Provide nothing but the number of lines containing the string "screenshot".

-- start of Records provided --

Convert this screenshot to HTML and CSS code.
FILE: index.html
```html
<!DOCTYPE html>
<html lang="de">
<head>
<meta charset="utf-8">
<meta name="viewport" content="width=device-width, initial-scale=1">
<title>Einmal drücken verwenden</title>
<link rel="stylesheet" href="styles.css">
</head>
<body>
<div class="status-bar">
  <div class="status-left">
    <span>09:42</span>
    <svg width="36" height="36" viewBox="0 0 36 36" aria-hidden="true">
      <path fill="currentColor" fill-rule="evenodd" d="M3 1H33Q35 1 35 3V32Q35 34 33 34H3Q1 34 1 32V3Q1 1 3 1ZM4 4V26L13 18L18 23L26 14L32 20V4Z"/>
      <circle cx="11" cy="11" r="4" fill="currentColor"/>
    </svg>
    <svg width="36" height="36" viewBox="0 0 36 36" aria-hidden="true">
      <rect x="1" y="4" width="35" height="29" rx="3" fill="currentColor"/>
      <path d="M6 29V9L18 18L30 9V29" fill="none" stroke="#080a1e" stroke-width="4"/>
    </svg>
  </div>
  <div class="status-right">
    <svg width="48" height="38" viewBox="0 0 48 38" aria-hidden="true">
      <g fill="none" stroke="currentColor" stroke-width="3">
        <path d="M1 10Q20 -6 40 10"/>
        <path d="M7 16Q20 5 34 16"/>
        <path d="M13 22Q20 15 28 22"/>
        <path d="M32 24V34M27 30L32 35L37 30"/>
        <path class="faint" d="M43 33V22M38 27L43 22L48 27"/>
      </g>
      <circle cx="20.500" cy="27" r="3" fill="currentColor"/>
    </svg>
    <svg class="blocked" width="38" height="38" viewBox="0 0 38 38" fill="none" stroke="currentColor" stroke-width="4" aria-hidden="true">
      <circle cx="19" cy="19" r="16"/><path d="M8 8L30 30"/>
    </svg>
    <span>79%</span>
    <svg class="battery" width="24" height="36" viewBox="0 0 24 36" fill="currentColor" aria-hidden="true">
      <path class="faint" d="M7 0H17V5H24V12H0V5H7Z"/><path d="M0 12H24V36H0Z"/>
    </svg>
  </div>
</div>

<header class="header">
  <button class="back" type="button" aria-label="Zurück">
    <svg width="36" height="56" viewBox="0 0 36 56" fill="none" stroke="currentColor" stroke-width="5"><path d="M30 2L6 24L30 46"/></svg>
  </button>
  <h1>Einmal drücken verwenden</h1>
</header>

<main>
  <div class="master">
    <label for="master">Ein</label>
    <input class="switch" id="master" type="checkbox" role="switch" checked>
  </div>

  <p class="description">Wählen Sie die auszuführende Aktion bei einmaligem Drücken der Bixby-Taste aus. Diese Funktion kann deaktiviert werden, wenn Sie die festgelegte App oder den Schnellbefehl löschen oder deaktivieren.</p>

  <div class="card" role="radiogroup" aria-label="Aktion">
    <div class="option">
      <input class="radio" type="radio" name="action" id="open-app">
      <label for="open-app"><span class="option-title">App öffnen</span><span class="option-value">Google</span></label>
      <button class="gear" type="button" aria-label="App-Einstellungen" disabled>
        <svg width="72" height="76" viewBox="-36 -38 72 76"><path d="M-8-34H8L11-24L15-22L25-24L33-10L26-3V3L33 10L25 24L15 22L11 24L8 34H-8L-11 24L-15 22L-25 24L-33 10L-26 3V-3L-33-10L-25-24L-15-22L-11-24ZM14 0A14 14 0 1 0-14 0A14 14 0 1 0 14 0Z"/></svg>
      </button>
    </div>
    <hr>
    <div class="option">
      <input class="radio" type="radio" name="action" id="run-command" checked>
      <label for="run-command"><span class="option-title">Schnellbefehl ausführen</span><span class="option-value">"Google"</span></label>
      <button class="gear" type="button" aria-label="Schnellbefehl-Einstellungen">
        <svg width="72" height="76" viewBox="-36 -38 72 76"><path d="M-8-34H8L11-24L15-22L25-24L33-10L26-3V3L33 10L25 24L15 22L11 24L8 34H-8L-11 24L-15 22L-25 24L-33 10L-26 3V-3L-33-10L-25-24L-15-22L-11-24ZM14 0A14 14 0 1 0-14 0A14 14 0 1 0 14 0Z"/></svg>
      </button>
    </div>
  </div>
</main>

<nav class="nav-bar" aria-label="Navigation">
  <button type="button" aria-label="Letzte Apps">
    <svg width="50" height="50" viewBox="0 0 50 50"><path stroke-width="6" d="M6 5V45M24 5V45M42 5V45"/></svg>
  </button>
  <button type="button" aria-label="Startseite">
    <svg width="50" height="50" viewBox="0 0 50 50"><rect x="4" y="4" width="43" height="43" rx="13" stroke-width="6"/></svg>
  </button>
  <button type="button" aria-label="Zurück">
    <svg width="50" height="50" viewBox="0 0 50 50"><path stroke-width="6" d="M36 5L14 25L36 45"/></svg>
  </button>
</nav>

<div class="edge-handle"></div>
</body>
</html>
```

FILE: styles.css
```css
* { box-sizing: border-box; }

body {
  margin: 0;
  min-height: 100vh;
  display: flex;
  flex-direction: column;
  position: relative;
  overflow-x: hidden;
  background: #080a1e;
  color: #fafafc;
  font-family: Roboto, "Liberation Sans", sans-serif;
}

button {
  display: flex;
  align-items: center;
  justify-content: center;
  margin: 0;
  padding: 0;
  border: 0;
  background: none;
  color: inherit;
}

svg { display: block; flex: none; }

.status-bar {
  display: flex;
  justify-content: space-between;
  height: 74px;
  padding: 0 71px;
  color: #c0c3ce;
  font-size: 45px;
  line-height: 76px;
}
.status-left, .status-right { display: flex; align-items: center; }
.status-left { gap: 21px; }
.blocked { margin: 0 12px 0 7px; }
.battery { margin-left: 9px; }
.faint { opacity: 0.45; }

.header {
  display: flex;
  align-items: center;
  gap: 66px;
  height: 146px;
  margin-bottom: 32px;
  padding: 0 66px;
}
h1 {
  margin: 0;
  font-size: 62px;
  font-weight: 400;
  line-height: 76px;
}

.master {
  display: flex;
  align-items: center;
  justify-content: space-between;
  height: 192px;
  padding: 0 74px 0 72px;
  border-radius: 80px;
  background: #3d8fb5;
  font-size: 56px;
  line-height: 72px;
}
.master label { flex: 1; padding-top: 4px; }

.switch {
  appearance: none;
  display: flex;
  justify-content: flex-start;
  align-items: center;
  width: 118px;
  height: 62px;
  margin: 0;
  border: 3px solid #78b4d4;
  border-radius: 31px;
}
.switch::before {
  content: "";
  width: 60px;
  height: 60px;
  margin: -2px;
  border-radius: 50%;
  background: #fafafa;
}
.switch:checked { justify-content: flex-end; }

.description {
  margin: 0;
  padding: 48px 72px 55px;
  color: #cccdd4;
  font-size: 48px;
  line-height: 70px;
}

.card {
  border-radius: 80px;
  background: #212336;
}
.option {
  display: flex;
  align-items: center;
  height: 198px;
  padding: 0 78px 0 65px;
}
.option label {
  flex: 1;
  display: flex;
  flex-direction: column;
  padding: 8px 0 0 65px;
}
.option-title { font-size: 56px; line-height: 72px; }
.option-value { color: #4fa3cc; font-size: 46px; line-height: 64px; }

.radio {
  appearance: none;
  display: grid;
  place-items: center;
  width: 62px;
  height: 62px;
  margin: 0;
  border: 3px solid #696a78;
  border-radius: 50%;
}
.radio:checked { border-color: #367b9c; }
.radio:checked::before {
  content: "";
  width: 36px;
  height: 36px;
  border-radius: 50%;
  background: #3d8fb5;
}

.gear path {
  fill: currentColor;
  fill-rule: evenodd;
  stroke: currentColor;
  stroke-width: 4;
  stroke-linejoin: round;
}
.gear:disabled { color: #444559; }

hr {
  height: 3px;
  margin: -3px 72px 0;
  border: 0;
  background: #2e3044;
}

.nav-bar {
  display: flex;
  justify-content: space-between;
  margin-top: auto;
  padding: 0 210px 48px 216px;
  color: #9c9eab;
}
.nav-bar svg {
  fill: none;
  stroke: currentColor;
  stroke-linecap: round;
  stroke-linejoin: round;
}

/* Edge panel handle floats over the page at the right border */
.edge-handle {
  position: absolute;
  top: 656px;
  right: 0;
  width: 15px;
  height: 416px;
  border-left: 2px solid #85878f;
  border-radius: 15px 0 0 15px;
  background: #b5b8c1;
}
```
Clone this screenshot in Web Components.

-- end of Records provided --

Output for this task
2